The boys track team won the winter track Meet of Champions in 1979.

The girls spring track team was the Group II state champion in 1985-1989 and won the Group III title in 1990. The program's six state titles are tied for tenth in the state.

The 2005 girls' basketball team won the Central, Group III sectional title over Willingboro High School with a 69–52 win in the finals.

The 2005 baseball team won the 2005 Central, Group III sectional championship with an 11–1 win over Manchester Township High School in the first round, 10–0 over Ewing High School in the semis and a 6–0 shutout over Ocean Township High School in the finals. The team went on to win the 2005 Group III state championship, defeating Ramapo High School by a score of 3–1 in the tournament final.

The boys' basketball team won the 2007 Central, Group III state sectional championship with a 52–48 win against Hightstown High School.

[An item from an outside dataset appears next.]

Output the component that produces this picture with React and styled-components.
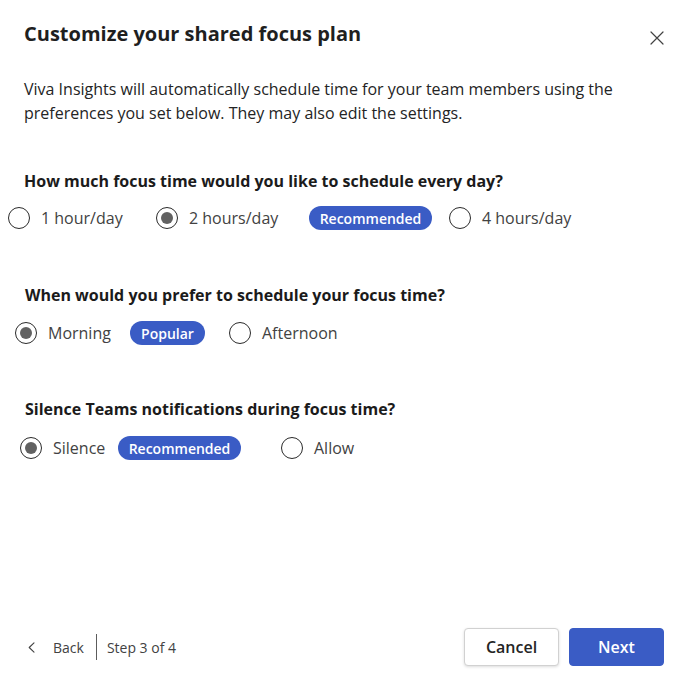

The 2007 boys indoor track team won every title possible, the 4x400 team was crowned group III and overall state champions, as well as winning the Group III outdoor title with a meet record time of 3:15.04.

==Notable alumni==

- Marcia Bernicat (born 1953), American diplomat who is Director General of the Foreign Service
- Eugene H. Black III (born 1964), retired United States Navy vice admiral and career surface warfare officer
- Kathy Flores (1955–2021), rugby union player who was the head coach of the U.S. women's national team until January 2011
- Milton Goode (born 1960), retired high jumper who represented the United States at the 1984 Summer Olympics in Los Angeles, having first learned the high jump at Monmouth Regional
- Maggie Hogan (born 1979), canoe sprinter and former collegiate swimmer who is a member of the U.S. National Canoe and Kayak Team
- Ranya Senhaji (born 2002), footballer who plays as a forward for the South Carolina Gamecocks and the Morocco women's national team
- Cindy Lee Van Dover (born 1954), oceanographer
- Quentin Wheeler (born 1955, class of 1974), track and field athlete who came in fourth in the 400 metres hurdles at the 1976 Summer Olympics
- Bill Winters (born 1954), former professional football offensive lineman who played in the National Football League, Canadian Football League, American Football Association and United States Football League for eight seasons during the 1970s and 1980s

==Administration==
Members of the school administration are:
- Brian Evans, superintendent
- Maria Parry, business administrator and board secretary

==Board of education==
The district's board of education, comprised of nine members, sets policy and oversees the fiscal and educational operation of the district through its administration. As a Type II school district, the board's trustees are elected directly by voters to serve three-year terms of office on a staggered basis, with three seats up for election each year held (since 2012) as part of the November general election. The board appoints a superintendent to oversee the district's day-to-day operations and a business administrator to supervise the business functions of the district. Seats on the board of education are allocated based on the population of the constituent municipalities, with five seats allocated to Tinton Falls, three to Eatontown and one to Shrewsbury Township.